Arusha Jain - Delight
Inspirada por uma forma particular de Raga, o Bageshri, um exercício magnífico de contemplação do belo e interpretação hipersensível que é tão somente um gesto de esperança.
Ben Lukas Boysen - Falling Into Place (Banda Sonora)
A música certa na data indicada. A banda sonora de Falling Into Place chegou no Dia Mundial do Piano, assinada por Ben Lukas Boysen e Jon Hopkins, e os contributos da pianista Lisa Morgenstern e da violencelista Anne Müller.
URN - Self Sabotage
Aventura sem limites do guitarrista eslovaco Jakub Volovár, apresentado como URN. Da paranóia à paz interior sem fronteiras entre o jazz, o kraut, a música electroacústica e ambiental.
Kopy - Heart Fresh
Música de clube - house, techno e outras formas geométricas - esmagada na pista. Às vezes, é preciso deixar o 4x4 de 4.

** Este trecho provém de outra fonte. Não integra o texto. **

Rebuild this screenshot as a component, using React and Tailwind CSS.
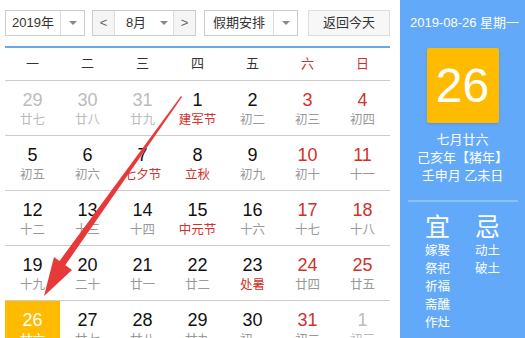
import React from 'react'

const FONT = { fontFamily: '"Microsoft YaHei", "Liberation Sans", "Noto Sans CJK SC", sans-serif' }

const weeks = [
  [['29', '廿七', 'o'], ['30', '廿八', 'o'], ['31', '廿九', 'o'], ['1', '建军节', 'f'], ['2', '初二'], ['3', '初三', 'w'], ['4', '初四', 'w']],
  [['5', '初五'], ['6', '初六'], ['7', '七夕节', 'f'], ['8', '立秋', 'f'], ['9', '初九'], ['10', '初十', 'w'], ['11', '十一', 'w']],
  [['12', '十二'], ['13', '十三'], ['14', '十四'], ['15', '中元节', 'f'], ['16', '十六'], ['17', '十七', 'w'], ['18', '十八', 'w']],
  [['19', '十九'], ['20', '二十'], ['21', '廿一'], ['22', '廿二'], ['23', '处暑', 'f'], ['24', '廿四', 'w'], ['25', '廿五', 'w']],
  [['26', '廿六', 't'], ['27', '廿七'], ['28', '廿八'], ['29', '廿九'], ['30', '初一'], ['31', '初二', 'w'], ['1', '初三', 'o']],
]

function Caret() {
  return <span className="w-0 h-0 border-l-[4px] border-r-[4px] border-t-[4px] border-l-transparent border-r-transparent border-t-[#888]" />
}

function DayCell({ d }) {
  const [num, lunar, kind] = d
  const numColor = kind === 'o' ? 'text-[#bbb]' : kind === 'w' ? 'text-[#d0312d]' : kind === 't' ? 'text-white' : 'text-[#111]'
  const lunarColor = kind === 'o' ? 'text-[#bbb]' : kind === 'f' ? 'text-[#d0312d]' : kind === 't' ? 'text-white' : 'text-[#999]'
  return (
    <div className={`flex flex-col items-center pt-[8px] ${kind === 't' ? 'bg-[#ffbb00]' : ''}`}>
      <div className={`text-[18px] leading-[22px] ${numColor}`}>{num}</div>
      <div className={`text-[12.5px] leading-[18px] ${lunarColor}`}>{lunar}</div>
    </div>
  )
}

export default function App() {
  return (
    <div className="w-[525px] h-[338px] overflow-hidden bg-white flex relative" style={FONT}>
      <div className="w-[400px] pl-[5px] pr-[10px] pt-[10px]">
        {/* toolbar */}
        <div className="flex items-center text-[13px] text-[#333] h-[26px]">
          <div className="w-[80px] h-[26px] border border-[#ccc] flex">
            <div className="flex-1 flex items-center justify-center">2019年</div>
            <div className="w-[24px] border-l border-[#ddd] flex items-center justify-center"><Caret /></div>
          </div>
          <div className="ml-[7px] w-[104px] h-[26px] border border-[#ccc] flex">
            <div className="w-[22px] bg-[#f5f5f5] border-r border-[#ddd] flex items-center justify-center text-[#666]">&lt;</div>
            <div className="flex-1 flex items-center justify-center gap-[14px] pl-[6px]">8月<Caret /></div>
            <div className="w-[22px] bg-[#f5f5f5] border-l border-[#ddd] flex items-center justify-center text-[#666]">&gt;</div>
          </div>
          <div className="ml-[8px] w-[94px] h-[26px] border border-[#ccc] flex">
            <div className="flex-1 flex items-center justify-center">假期安排</div>
            <div className="w-[24px] border-l border-[#ddd] flex items-center justify-center"><Caret /></div>
          </div>
          <div className="ml-[10px] w-[82px] h-[26px] border border-[#ddd] bg-[#f7f7f7] flex items-center justify-center">返回今天</div>
        </div>
        <div className="mt-[10px] border-t-[2px] border-[#6aa8e8]" />
        {/* weekday header */}
        <div className="grid grid-cols-7 h-[33px] items-center text-[13px] border-b border-[#ccc]">
          {['一', '二', '三', '四', '五', '六', '日'].map((w, i) => (
            <div key={w} className={`text-center ${i >= 5 ? 'text-[#d0312d]' : 'text-[#333]'}`}>{w}</div>
          ))}
        </div>
        {weeks.map((row, i) => (
          <div key={i} className="grid grid-cols-7 h-[55px] border-b border-[#ccc]">
            {row.map((d, j) => <DayCell key={j} d={d} />)}
          </div>
        ))}
      </div>
      {/* right panel */}
      <div className="w-[125px] bg-[#63a9f9] text-white flex flex-col items-center pt-[14px]">
        <div className="text-[13px] leading-[17px] pl-[4px]">2019-08-26 星期一</div>
        <div className="mt-[17px] w-[72px] h-[75px] bg-[#ffbb00] rounded-[2px] shadow-sm flex items-center justify-center text-[48px] leading-none">26</div>
        <div className="mt-[8px] text-[13px] leading-[18px] text-center">
          <div>七月廿六</div>
          <div>己亥年【猪年】</div>
          <div>壬申月 乙未日</div>
        </div>
        <div className="mt-[15px] w-[110px] border-t-[2px] border-[#8cc0fb]" />
        <div className="mt-[10px] flex gap-[25px]">
          <div className="flex flex-col items-center">
            <div className="text-[25px] leading-[30px]">宜</div>
            <div className="text-[12.5px] leading-[18px] flex flex-col items-center">
              <span>嫁娶</span><span>祭祀</span><span>祈福</span><span>斋醮</span><span>作灶</span>
            </div>
          </div>
          <div className="flex flex-col items-center">
            <div className="text-[25px] leading-[30px]">忌</div>
            <div className="text-[12.5px] leading-[18px] flex flex-col items-center">
              <span>动土</span><span>破土</span>
            </div>
          </div>
        </div>
      </div>
      {/* red arrow annotation */}
      <svg className="absolute left-0 top-0 pointer-events-none" width="525" height="338">
        <polygon points="181,96 182,97 64,267 58,263" fill="#e8393a" />
        <polygon points="44,296 54,257 72,270" fill="#e8393a" />
      </svg>
    </div>
  )
}
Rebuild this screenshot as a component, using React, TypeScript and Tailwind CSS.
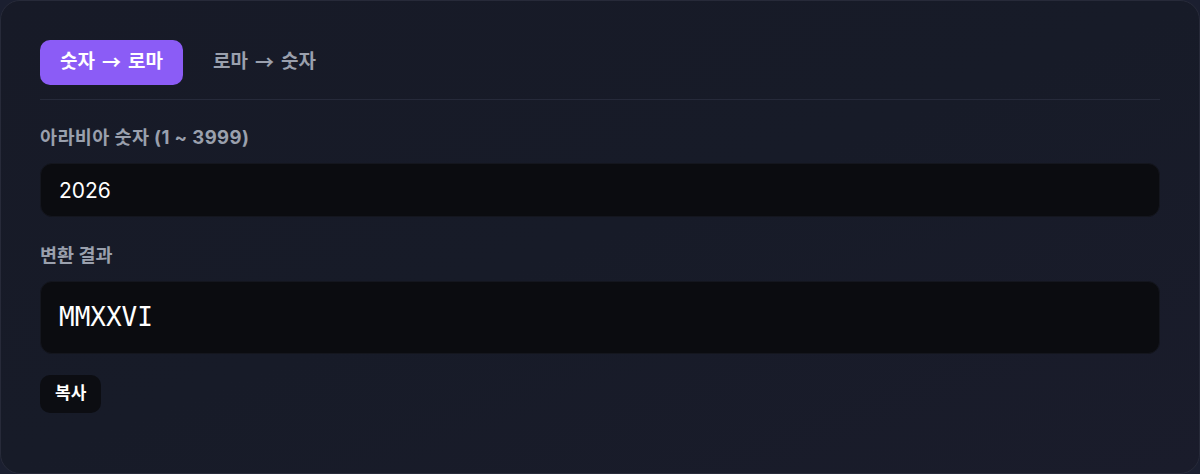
import { useState } from 'react'

const FONT = '"Inter", "Noto Sans CJK KR", sans-serif'

function toRoman(n: number): string {
  const map: [number, string][] = [
    [1000, 'M'], [900, 'CM'], [500, 'D'], [400, 'CD'],
    [100, 'C'], [90, 'XC'], [50, 'L'], [40, 'XL'],
    [10, 'X'], [9, 'IX'], [5, 'V'], [4, 'IV'], [1, 'I'],
  ]
  let out = ''
  for (const [v, s] of map) {
    while (n >= v) {
      out += s
      n -= v
    }
  }
  return out
}

// wide arrow glyph from the CJK face
function Arrow() {
  return <span className="mx-[7px]" style={{ fontFamily: '"Noto Sans CJK KR", sans-serif' }}>→</span>
}

export default function App() {
  const [mode, setMode] = useState<'toRoman' | 'toNumber'>('toRoman')
  const [value, setValue] = useState('2026')
  const num = parseInt(value, 10)
  const result = num >= 1 && num <= 3999 ? toRoman(num) : ''

  const tabClass = (active: boolean) =>
    active
      ? 'flex items-center h-[45px] px-[20px] rounded-[10px] bg-[#8b5cf6] text-white text-[19px] font-bold'
      : 'flex items-center h-[45px] px-[16px] rounded-[10px] text-[#9aa0ad] text-[19px] font-bold'

  return (
    <div className="w-[1200px] h-[474px] bg-[#1b1f30]" style={{ fontFamily: FONT }}>
      <div className="h-full rounded-[20px] border border-[#272a39] bg-gradient-to-br from-[#171a27] via-[#171b28] to-[#1a1c2b] px-[39px] pt-[39px]">
        {/* Tabs */}
        <div className="flex items-center gap-[14px] border-b border-[#262a3a] pb-[14px]">
          <button onClick={() => setMode('toRoman')} className={tabClass(mode === 'toRoman')}>
            숫자<Arrow />로마
          </button>
          <button onClick={() => setMode('toNumber')} className={tabClass(mode === 'toNumber')}>
            로마<Arrow />숫자
          </button>
        </div>

        {/* Input */}
        <div className="mt-[25px] text-[18.5px] font-bold text-[#9aa0ad] leading-[24px] tracking-[0.4px]">
          아라비아 숫자 (1 ~ 3999)
        </div>
        <input
          value={value}
          onChange={(e) => setValue(e.target.value)}
          className="mt-[14px] block w-full h-[54px] rounded-[12px] border border-[#14161e] bg-[#0b0c10] px-[18px] text-[21px] text-white outline-none"
        />

        {/* Result */}
        <div className="mt-[26px] text-[18.5px] font-bold text-[#9aa0ad] leading-[24px]">변환 결과</div>
        <div
          className="mt-[14px] flex items-center h-[73px] rounded-[12px] border border-[#14161e] bg-[#0b0c10] px-[18px] text-[26px] text-white"
          style={{ fontFamily: '"DejaVu Sans Mono", monospace' }}
        >
          {result}
        </div>

        <button className="mt-[21px] h-[38px] px-[15px] rounded-[10px] bg-[#0c0d12] text-white text-[17px] font-bold">
          복사
        </button>
      </div>
    </div>
  )
}
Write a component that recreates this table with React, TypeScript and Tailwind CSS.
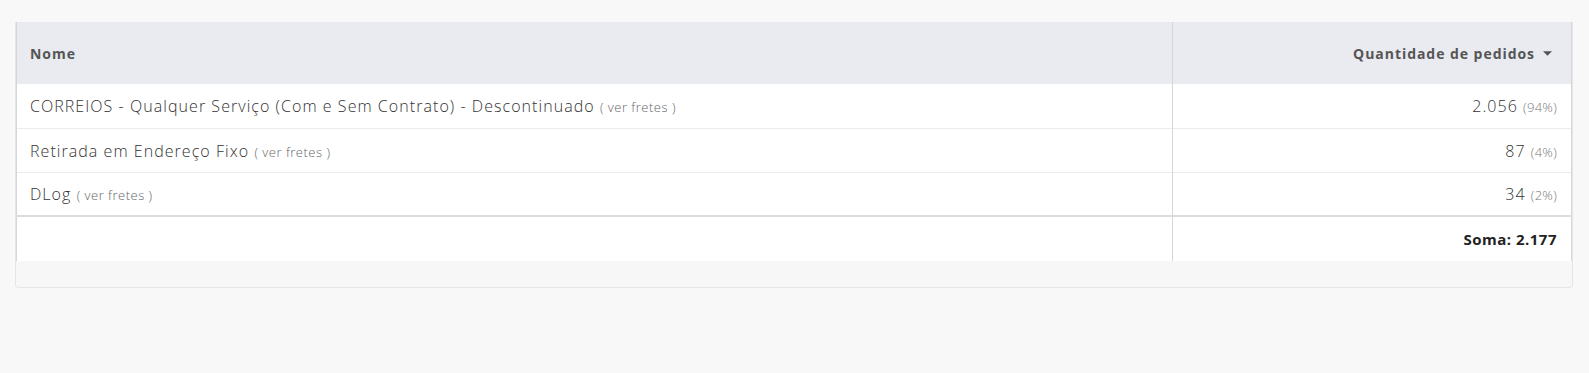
import { useState } from 'react'

type Row = {
  nome: string
  pedidos: string
  pct: string
}

const rows: Row[] = [
  { nome: 'CORREIOS - Qualquer Serviço (Com e Sem Contrato) - Descontinuado', pedidos: '2.056', pct: '94%' },
  { nome: 'Retirada em Endereço Fixo', pedidos: '87', pct: '4%' },
  { nome: 'DLog', pedidos: '34', pct: '2%' },
]

function SortCaret() {
  return (
    <svg className="w-[9px] h-[5px] ml-[8px] mt-[1px]" viewBox="0 0 10 5" fill="currentColor">
      <path d="M0 0h10L5 5z" />
    </svg>
  )
}

/**
 * Relatório de pedidos por forma de envio
 */
export default function App() {
  const [desc] = useState(true)

  return (
    <div
      className="min-h-[373px] bg-[#f8f8f8] pt-[22px] px-[15px]"
      style={{ fontFamily: '"Open Sans", "DejaVu Sans", sans-serif' }}
    >
      <div className="w-[1558px] rounded-b-[4px] border border-t-0 border-[#e6e6e6] bg-[#f7f7f7]">
        <table className="w-full border-collapse bg-white">
          <thead>
            <tr className="h-[62px] bg-[#e9ebf0] text-[14px] font-bold tracking-[0.95px] text-[#555]">
              <th className="border-l border-[#d6d6d6] px-[13px] text-left">Nome</th>
              <th className="w-[399px] border-x border-[#d6d6d6] pr-[19px] text-right">
                <span className="inline-flex items-center">
                  Quantidade de pedidos
                  {desc && <SortCaret />}
                </span>
              </th>
            </tr>
          </thead>
          <tbody className="text-[16px] font-light tracking-[1.05px] text-[#333]">
            {rows.map((row) => (
              <tr key={row.nome} className="h-[44px] border-b border-[#ebebeb] last:border-b-0">
                <td className="border-l border-[#d6d6d6] px-[13px] pt-[1px]">
                  {row.nome}{' '}
                  <a className="text-[13px] tracking-[0.5px] text-[#666] cursor-pointer">( ver fretes )</a>
                </td>
                <td className="border-x border-[#d6d6d6] pr-[14px] pt-[1px] text-right">
                  {row.pedidos}{' '}
                  <span className="text-[13px] tracking-[0.3px] text-[#777]">({row.pct})</span>
                </td>
              </tr>
            ))}
          </tbody>
          <tfoot>
            <tr className="h-[45px] border-t-2 border-[#dcdcdc]">
              <td className="border-l border-[#d6d6d6]" />
              <td className="border-x border-[#d6d6d6] pr-[14px] text-right text-[15px] font-bold tracking-[0.5px] text-[#222]">
                Soma: 2.177
              </td>
            </tr>
          </tfoot>
        </table>
        <div className="h-[26px]" />
      </div>
    </div>
  )
}
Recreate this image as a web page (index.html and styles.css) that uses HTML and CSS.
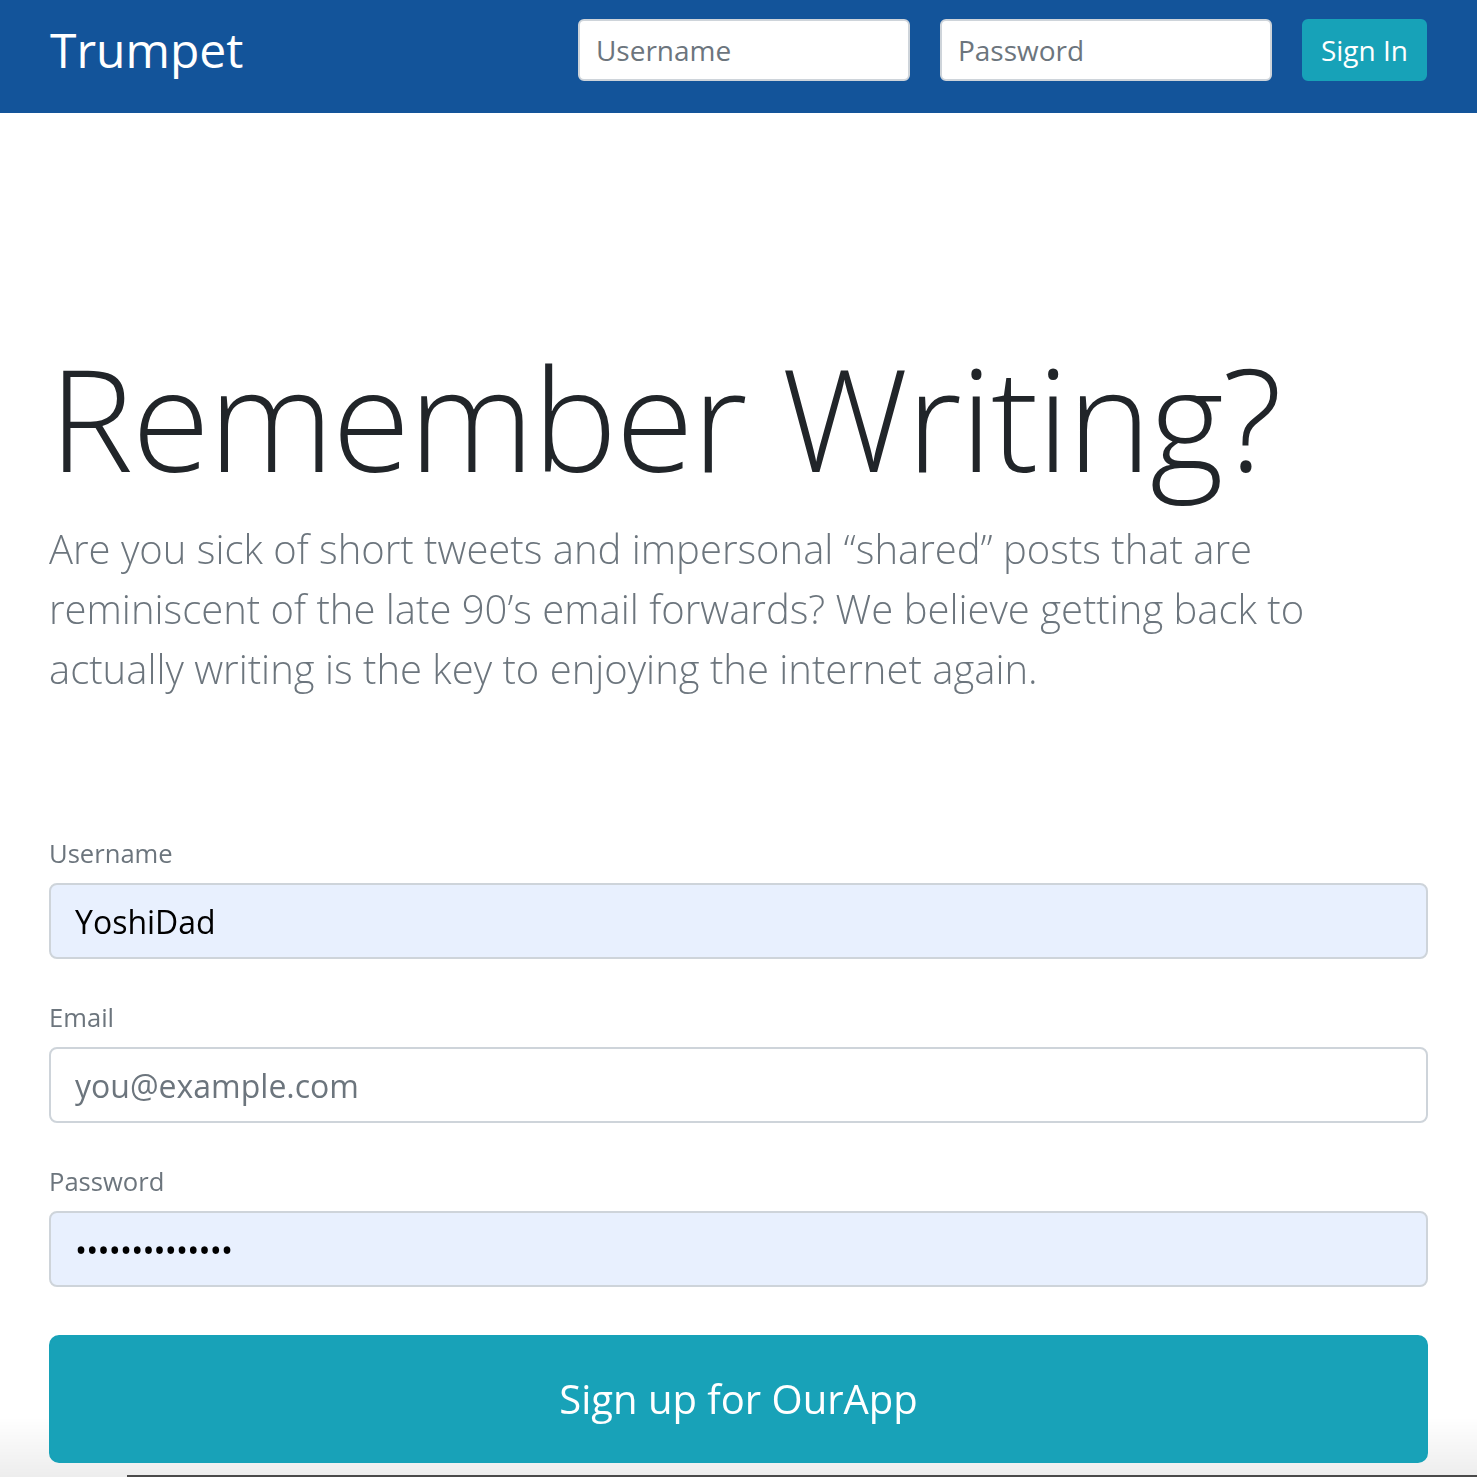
FILE: index.html
```html
<!DOCTYPE html>
<html lang="en">
<head>
<meta charset="utf-8">
<title>Trumpet</title>
<link rel="stylesheet" href="styles.css">
</head>
<body>
<header class="topbar">
  <h4 class="brand">Trumpet</h4>
  <form class="signin">
    <input class="field-sm" type="text" placeholder="Username">
    <input class="field-sm" type="password" placeholder="Password">
    <button class="btn-sm" type="button">Sign In</button>
  </form>
</header>
<main class="page">
  <h1 class="display">Remember Writing?</h1>
  <p class="lead">Are you sick of short tweets and impersonal “shared” posts that are reminiscent of the late 90’s email forwards? We believe getting back to actually writing is the key to enjoying the internet again.</p>
  <form class="signup">
    <div class="group">
      <label class="label"><span class="small">Username</span></label>
      <input class="field autofill" type="text" value="YoshiDad">
    </div>
    <div class="group">
      <label class="label"><span class="small">Email</span></label>
      <input class="field" type="text" placeholder="you@example.com">
    </div>
    <div class="group">
      <label class="label"><span class="small">Password</span></label>
      <input class="field autofill dots" type="password" value="abcdefghijklmn">
    </div>
    <button class="btn-lg" type="button">Sign up for OurApp</button>
  </form>
</main>
<div class="shade"><div class="edge"></div></div>
</body>
</html>
```
FILE: styles.css
```css
html, body {
  margin: 0;
  padding: 0;
  background: #fff;
}
body {
  font-family: "Open Sans", "Liberation Sans", sans-serif;
  color: #212529;
  overflow: hidden;
}
.topbar {
  background: #13549a;
  display: flex;
  align-items: center;
  justify-content: space-between;
  padding: 19px 50px 32px 50px;
  height: 62px;
}
.brand {
  margin: 0;
  color: #fff;
  font-weight: 400;
  font-size: 48px;
  line-height: 1.2;
}
.signin {
  display: flex;
  gap: 30px;
  margin: 0;
}
.field-sm {
  box-sizing: border-box;
  width: 332px;
  height: 62px;
  font-family: inherit;
  font-size: 28px;
  line-height: 42px;
  padding: 8px 16px;
  border: 2px solid #ced4da;
  border-radius: 6px;
  background: #fff;
  color: #495057;
  outline: none;
}
.field-sm::placeholder, .field::placeholder {
  color: #6c757d;
  opacity: 1;
}
.btn-sm {
  box-sizing: border-box;
  height: 62px;
  font-family: inherit;
  font-size: 28px;
  line-height: 42px;
  padding: 8px 17px;
  border: 2px solid #17a2b8;
  border-radius: 6px;
  background: #17a2b8;
  color: #fff;
}
.page {
  padding: 218px 49px 0 49px;
  position: relative;
  z-index: 1;
}
.display {
  margin: 0 0 16px 0;
  font-size: 142px;
  letter-spacing: -1.5px;
  font-weight: 300;
  line-height: 172px;
  color: #212529;
}
.lead {
  margin: 0;
  font-size: 40px;
  font-weight: 300;
  line-height: 60px;
  color: #6c757d;
}
.signup {
  margin-top: 128px;
}
.group {
  margin-bottom: 32px;
}
.label {
  display: block;
  font-size: 32px;
  line-height: 48px;
  height: 48px;
  color: #6c757d;
  margin-bottom: 8px;
}
.small {
  font-size: 80%;
  line-height: 1;
}
.field {
  display: block;
  box-sizing: border-box;
  width: 100%;
  height: 76px;
  font-family: inherit;
  font-size: 32px;
  line-height: 48px;
  padding: 12px 24px;
  border: 2px solid #ced4da;
  border-radius: 8px;
  background: #fff;
  color: #495057;
  outline: none;
}
.autofill {
  background: #e8f0fe;
  color: #000;
}
.dots {
  letter-spacing: -0.8px;
}
.btn-lg {
  display: block;
  box-sizing: border-box;
  width: 100%;
  margin-top: 48px;
  font-family: inherit;
  font-size: 40px;
  line-height: 60px;
  padding: 32px;
  border: 2px solid #17a2b8;
  border-radius: 10px;
  background: #18a2b8;
  color: #fff;
}
.shade {
  position: fixed;
  left: 0;
  right: 0;
  bottom: 0;
  height: 60px;
  background: linear-gradient(to bottom, rgba(0,0,0,0), rgba(0,0,0,0.07));
  z-index: 0;
  display: flex;
  align-items: flex-end;
}
.edge {
  margin-left: 127px;
  flex: 1;
  height: 2px;
  background: #4a4a4a;
}
```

Majesty Crush - Butterflies Don’t Go Away
Como puderam os Majesty Crush ficar esquecidos? Butterflies Don’t Go Away sintetiza a vida breve de uma banda que queria matar presidentes e não se escondia atrás das múltiplas camadas de guitarras. O teste definitivo do algodão é a resistência ao tempo destas cançōes, motivadas por uma escrita apurada e um gosto ruídoso. Não devem ao melhor que se fez no eixo shoegaze/pop sonhadora.
Hanno Leichtmann - Outerlands
Figura discreta, Hanno Leichtmann tem orgão Villa Aurora, desenvolvido em 1929, o protagonista de Outerlands. Um orgão de igreja modelar de deambulaçōes a partir do vasto espectro de música ambiental.